7.2 Complex Type Hints

from typing import List, Dict, Union

def process(data: List[Dict[str, Union[int, str]]]):
    for item in data:
        print(item)

7.3 Type Checking Tools

Tools like `mypy` and `pyright` help enforce static type checking.

8. Introspection and Reflection

8.1 Using `dir`, `type`, and `getattr`

Python allows runtime inspection of objects.

class Person:
    def __init__(self, name):
        self.name = name

p = Person("Alice")
print(type(p))
print(dir(p))
print(getattr(p, "name"))

8.2 `inspect` Module

import inspect

def foo():
    pass

print(inspect.getsource(foo))

9. Modules and Packages

9.1 Importing Strategies

Understand absolute vs relative imports and how to manage packages.

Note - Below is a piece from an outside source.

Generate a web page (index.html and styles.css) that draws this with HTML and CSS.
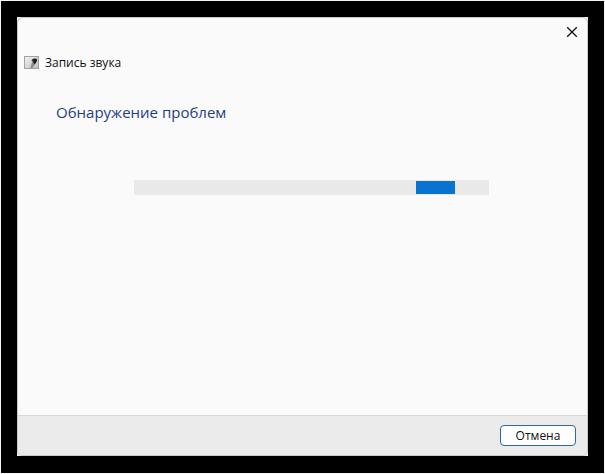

from mypackage.module import func  # Absolute
from .module import func          # Relative

9.2 Creating Packages

Use `__init__.py` to make a folder a package and manage imports efficiently.

9.3 The `__main__` Guard

if __name__ == "__main__":
    print("Running as a script")

10. Advanced Exception Handling

10.1 Custom Exceptions

class MyError(Exception):
    pass

raise MyError("Something went wrong")

10.2 `try` with `else` and `finally`

try:
    print("Try block")
except ValueError:
    print("Exception block")
else:
    print("Else block")
finally:
    print("Finally block")

11. Memory Management and Performance

11.1 Generators vs Lists

Generators are lazy and use less memory.

11.2 `__slots__`

Used to reduce memory usage in classes.

class MyClass:
    __slots__ = ['name', 'age']

    def __init__(self, name, age):
        self.name = name
        self.age = age

11.3 Garbage Collection

Handled by Python automatically, but can be fine-tuned with the `gc` module.

Advanced Python usage enables developers to write more concise, readable, and efficient code. By mastering topics like decorators, generators, context managers, metaclasses, and concurrency, one can fully leverage the capabilities of the Python language for complex and large-scale software systems. Whether you're building web applications, data pipelines, or system automation tools, these advanced concepts are crucial in crafting robust and scalable solutions.